The agenda of financial inclusion to offer easy access to savings, loans, and credit to the masses, is fraught with inequalities and injustices. This is not to say that the laborers should cease using branchless banking. But to charge heavy fees for the services owned by a foreign corporation proves how terms of trade set during the colonial era continue to extract surplus value from the bones and flesh of the laborers. Most importantly, if international developmental organizations such as the World Bank are seriously interested in improving the financial conditions of the poor by bringing them inside of modern finance, then they should start by identifying the actual root causes of their exclusion. If they want to include these people, then the governments need to start a radical program of wealth redistribution through policies that allow its more even distribution. In other words, the poor masses all over the world are excluded because the wealthy few hold the wealth of 99 percent of the people. The majority will always stay excluded, and any financial inclusion program will fail miserably, unless a just economic system comes into place.

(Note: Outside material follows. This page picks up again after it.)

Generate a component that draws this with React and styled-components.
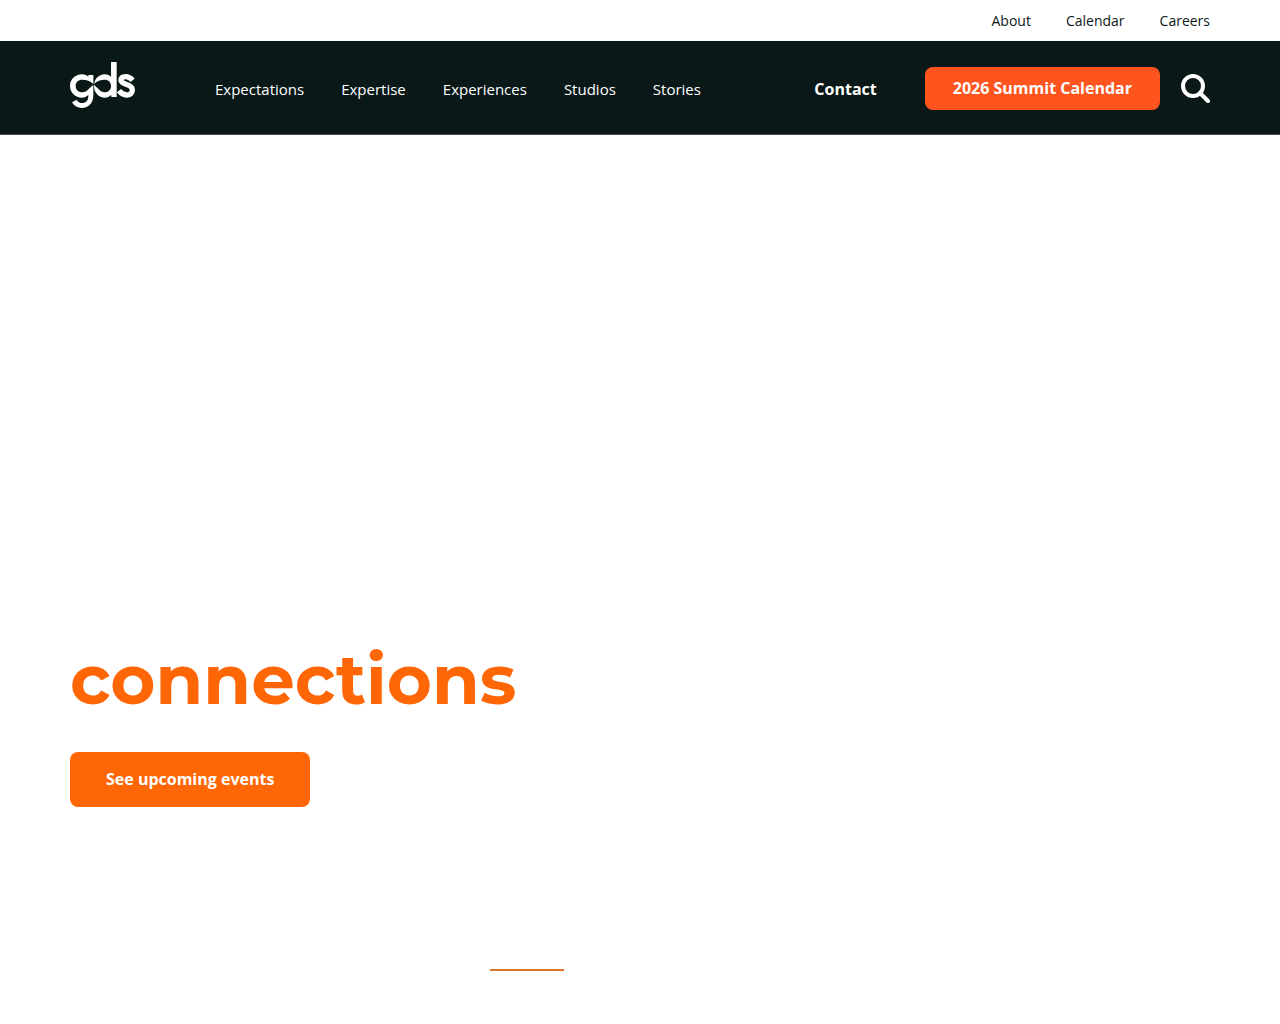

Laborers near Urdu Bazaar, Karachi
The discourse of financial inclusion therefore demands a critical scrutiny in light of the developmental ideology propagated in the postcolonial world. With the beginning of modern colonialism in the mid-eighteenth century, such efforts at integration and inclusion have resulted in an imbalanced power structure and income inequality at a global scale. For instance, in British India, colonial rule forced the integration of the vast land of the Indian subcontinent, and its markets, its weavers and peasants, into the international markets. The outcome was horrendous, and resulted in the siphoning of wealth and resources from the colonies to the metropolis. Thus this is not the first time that a serious effort at integrating the masses into the world economy has been undertaken. The postcolonial world has been experiencing such programs of integration for at least the last two hundred years, often with disastrous consequences.